Het moreel van de Macedoniërs ging helemaal naar beneden doordat ze dachten dat ze nu in de minderheid waren, en Aratos' volledige leger binnen de stad beklom de muren en het Macedonische garnizoen moest wijken. De Macedoniërs slaagden er toch in de Achaeërs nog tot de ochtend tegen te houden. Op dat moment kwam de rest van het Achaeïsche leger de stad binnen en werd de citadel veroverd. De staatsgreep in Sikyon was al een grootse prestatie geweest, maar nu had Aratos iets bewerkstelligd wat slechts door weinigen geëvenaard kon worden: het innemen van de uitzonderlijk sterke Akrokorinthos met een stormaanval.[11] Dat het gelukt was, was deels te wijten aan geluk, maar ook aan een goede planning en stalen zenuwen tijdens de uitwerking van het plan. Aratos bleef niet op zijn lauweren rusten na deze overwinning. Hij veroverde ook de haven van Korinthe, en de 25 Macedonische oorlogsschepen die daar voor dok lagen. Aratos legerde een garnizoen van 400 Achaeërs en 50 wachthonden in de Akrokorinthos.

Buste van Plutarchus. Hij schreef in zijn Parallelle Levens over Aratos, en is daarmee de belangrijkste antieke bron over de leider van de Achaeïsche Bond.

Bondgenootschap met Sparta

[bewerken | brontekst bewerken]

Als dank voor de 'bevrijding' van Korinthe van de Macedonische heerschappij sloot de stad zich bij de Achaeïsche Bond aan. Kort daarna volgden de steden Megara, Troezen en Epidauros. De Achaeïsche Bond kreeg nog meer bekendheid toen Ptolemaeus III Euergetes, de nieuwe koning van Egypte, verkozen werd tot hegemon ("leider". Dit was echter een louter symbolische functie.). Nu zochten zowel de Bond als Macedonië nieuwe bondgenoten. Antigonus koos de Aetolische Bond, die plannen maakte om samen met de Macedoniërs de Achaeïsche Bond te verslaan en de gebieden tussen hen te verdelen. De Achaeïsche Bond zocht zijn heil bij Sparta, een van de machtigste poleis in Griekenland.

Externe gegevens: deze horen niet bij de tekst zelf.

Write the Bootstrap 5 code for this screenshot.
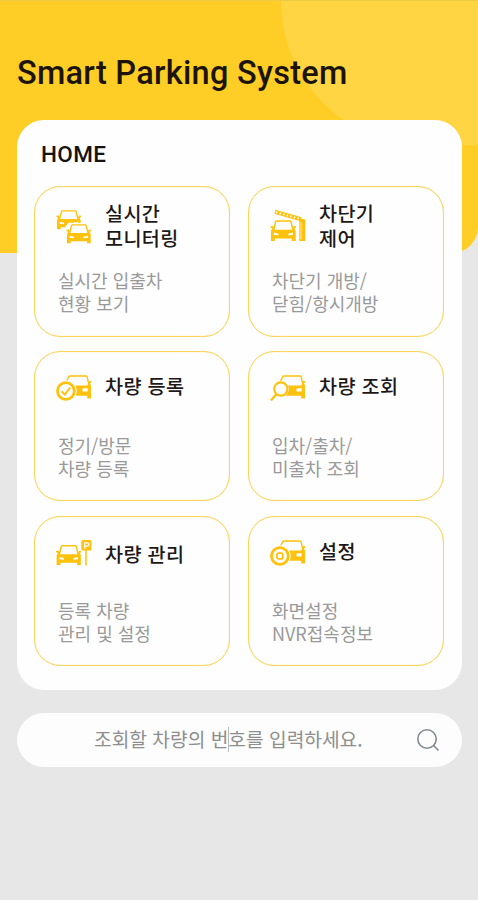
<!DOCTYPE html>
<html lang="ko">
<head>
<meta charset="utf-8">
<meta name="viewport" content="width=device-width, initial-scale=1">
<title>Smart Parking System</title>
<link href="https://cdn.jsdelivr.net/npm/bootstrap@5.3.0/dist/css/bootstrap.min.css" rel="stylesheet">
<style>
  body { background: #e7e7e7; font-family: "Noto Sans CJK KR", sans-serif; }
  .app { height: 900px; padding: 0 16px 0 17px; }
  .backdrop { height: 253px; background: #ffce26; border-bottom-right-radius: 26px; border-top: 1px solid #efca44; z-index: 0; }
  .backdrop-curve { width: 197px; height: 144px; background: #ffd544; border-bottom-left-radius: 145px; }
  .app-title { font: 500 32.5px/40px Roboto, sans-serif; letter-spacing: .28px; color: #1c1408; padding-top: 53px; height: 120px; }
  .panel { height: 570px; border-radius: 27px; padding: 19px 18px 0 17px; background: #fefefe; }
  .panel-title { font: 500 22.5px/30px Roboto, sans-serif; letter-spacing: .4px; color: #171310; padding-left: 7px; height: 47px; }
  .tiles { display: grid; grid-template-columns: 196px 196px; grid-auto-rows: 150.5px; gap: 14.3px 18px; }
  .tile { border: 1px solid #fbd45c; box-shadow: inset 0 0 1px #fbd45c; border-radius: 26px; padding: 0 0 0 21px; background: #fefefe; color: inherit; }
  .tile-head { height: 82px; gap: 13px; padding-top: 14px; }
  .tile-head svg { width: 36px; height: 36px; margin-top: 8px; color: #fec10d; flex: none; }
  .tile-name { font-size: 19.6px; line-height: 24.5px; font-weight: 500; letter-spacing: .35px; color: #1d1816; }
  .one-line { padding-top: 8.5px; }
  .one-line-low { padding-top: 11.5px; }
  .tile-desc { font-size: 18px; line-height: 23px; font-weight: 400; color: #999; padding-left: 2px; }
  .search { height: 54px; margin-top: 23px; border-radius: 27px; background: #fdfdfd; padding: 0 21px 2px 77px; }
  .search-text { font-size: 19.2px; font-weight: 400; color: #8e8e8e; }
  .caret { width: 1px; height: 25px; background: #bbb; left: 211px; top: 14px; }
</style>
<script src="https://cdn.jsdelivr.net/npm/bootstrap@5.3.0/dist/js/bootstrap.bundle.min.js"></script>
</head>
<body>
<svg class="d-none" xmlns="http://www.w3.org/2000/svg">
  <!-- front view of a car, 25 x 20 -->
  <symbol id="car" viewBox="0 0 25 20" preserveAspectRatio="none">
    <path d="M3.2 9.5 5.2 1.7Q5.4 .9 6.2 .9H18.8Q19.6 .9 19.8 1.7L21.8 9.5" fill="none" stroke="currentColor" stroke-width="1.4"/>
    <path fill="currentColor" fill-rule="evenodd" d="M0 6 2.6 5.7 3.8 9.2H21.2L22.4 5.7 25 6V7.2L23.1 7.9 24.4 10.4V20H20.6V17.6H4.4V20H.6V10.4L1.9 7.9 0 7.2ZM3.4 12V14.2L7.8 14.6V13ZM21.6 12V14.2L17.2 14.6V13Z"/>
  </symbol>
  <!-- three-quarter car whose left wheel area holds another mark -->
  <symbol id="carside" viewBox="0 0 36 28">
    <path d="M9.3 8.5 12.8 1.7Q13.2 1 14 1H30Q30.8 1 31.1 1.8L33 10" fill="none" stroke="currentColor" stroke-width="1.4"/>
    <path fill="currentColor" fill-rule="evenodd" d="M13 10.6H31.4L33 6 35.4 6.2V7.6L33.9 8.2 35 10.6V23.5H31.2V20.8H13ZM26.5 13.6V16.6H31.6V12.9Z"/>
  </symbol>
</svg>

<div class="backdrop position-absolute top-0 start-0 w-100 overflow-hidden">
  <div class="backdrop-curve ms-auto"></div>
</div>

<main class="app position-relative overflow-hidden">
  <h1 class="app-title mb-0">Smart Parking System</h1>

  <section class="panel">
    <h2 class="panel-title mb-0">HOME</h2>
    <div class="tiles">
      <a class="tile text-decoration-none" href="#">
        <div class="tile-head d-flex">
          <svg viewBox="0 0 36 36"><use href="#car" x="0.3" y="1" width="25" height="19.5"/><path d="M6.5 36V21H9.5V17.5L12.5 13.8H36V36Z" fill="#fefefe"/><use href="#car" x="10.3" y="15" width="25" height="19.5"/></svg>
          <div class="tile-name">실시간<br>모니터링</div>
        </div>
        <div class="tile-desc">실시간 입출차<br>현황 보기</div>
      </a>
      <a class="tile text-decoration-none" href="#">
        <div class="tile-head d-flex">
          <svg viewBox="0 0 36 36"><path d="M5 2.8 31 10.2" stroke="currentColor" stroke-width="4.2"/><path d="M6 3.1 29 9.6" stroke="#fefefe" stroke-width="1.8" stroke-dasharray="1.5 2.2"/><use href="#car" x="0.3" y="11" width="26" height="21"/><path d="M29.3 9.5 35.3 10.5V32H29.3Z" fill="currentColor"/><path d="M31 13V30.5" stroke="#fefefe" stroke-width=".7"/></svg>
          <div class="tile-name">차단기<br>제어</div>
        </div>
        <div class="tile-desc">차단기 개방/<br>닫힘/항시개방</div>
      </a>
      <a class="tile text-decoration-none" href="#">
        <div class="tile-head d-flex">
          <svg viewBox="0 0 36 36"><use href="#carside" x="0" y="1" width="36" height="28"/><circle cx="9.9" cy="17" r="10.8" fill="#fefefe"/><circle cx="9.9" cy="17" r="8.4" fill="none" stroke="currentColor" stroke-width="2.8"/><path d="M5.5 17.3 8.8 20.5 14.3 13.5" fill="none" stroke="currentColor" stroke-width="1.9"/></svg>
          <div class="tile-name one-line">차량 등록</div>
        </div>
        <div class="tile-desc">정기/방문<br>차량 등록</div>
      </a>
      <a class="tile text-decoration-none" href="#">
        <div class="tile-head d-flex">
          <svg viewBox="0 0 36 36"><use href="#carside" x="0" y="1" width="36" height="28"/><circle cx="10.8" cy="15" r="8" fill="#fefefe"/><circle cx="10.8" cy="15" r="6.6" fill="none" stroke="currentColor" stroke-width="2.1"/><path d="M6.5 20 .9 26.4" stroke="currentColor" stroke-width="2.3"/></svg>
          <div class="tile-name one-line">차량 조회</div>
        </div>
        <div class="tile-desc">입차/출차/<br>미출차 조회</div>
      </a>
      <a class="tile text-decoration-none" href="#">
        <div class="tile-head d-flex">
          <svg viewBox="0 0 36 36"><use href="#car" x="0" y="5.8" width="25.5" height="20.5"/><rect x="25.3" y="1" width="10.2" height="10.6" rx="1.5" fill="currentColor"/><path d="M28.7 9.7V3.8H31.2A1.6 1.6 0 0 1 31.2 7.2H28.7" fill="none" stroke="#fefefe" stroke-width="1.3"/><path d="M30 11V26.5" stroke="currentColor" stroke-width="1.5"/></svg>
          <div class="tile-name one-line-low">차량 관리</div>
        </div>
        <div class="tile-desc">등록 차량<br>관리 및 설정</div>
      </a>
      <a class="tile text-decoration-none" href="#">
        <div class="tile-head d-flex">
          <svg viewBox="0 0 36 36"><use href="#carside" x="0" y="1" width="36" height="28"/><circle cx="9.9" cy="17" r="10.8" fill="#fefefe"/><circle cx="9.9" cy="17" r="8.4" fill="none" stroke="currentColor" stroke-width="2.8"/><rect x="7" y="14.1" width="5.8" height="5.8" rx="1.7" fill="none" stroke="currentColor" stroke-width="1.8"/></svg>
          <div class="tile-name one-line">설정</div>
        </div>
        <div class="tile-desc">화면설정<br>NVR접속정보</div>
      </a>
    </div>
  </section>

  <div class="search d-flex align-items-center justify-content-between position-relative">
    <span class="search-text text-nowrap">조회할 차량의 번호를 입력하세요.</span>
    <span class="caret position-absolute"></span>
    <svg width="25" height="25" viewBox="0 0 25 25" fill="none" stroke="#85898e" stroke-width="1.6"><circle cx="11" cy="12" r="9.2"/><path d="M17.5 18.5 22.5 23.5"/></svg>
  </div>
</main>
</body>
</html>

In Aratos' derde periode als strategos in 241 v.Chr. vielen de Aetoliërs met de hulp van Macedonië de Peloponnesos binnen. Aratos en de Spartanen kwamen overeen om samen de Isthmus van Korinthe te verdedigen. Er kwamen echter onenigheden over de strategie tussen Aratos en de Spartaanse koning, Agis IV. Deze laatste wilde de Aetoliërs daar en nu in een veldslag verslaan, terwijl Aratos liever een veldslag wilde vermijden, aangezien de Aetoliërs toch weinig schade konden aanrichten op het land, want de oogst was al binnengehaald. Het is niet duidelijk of dit gebeurde omdat Aratos dit echt dacht, of omdat hij al spijt had van het bondgenootschap met de Spartanen. Het is ook mogelijk dat dit een van de episodes was in het leven van Aratos waarin hij zijn zenuwen niet de baas kon blijven.[12]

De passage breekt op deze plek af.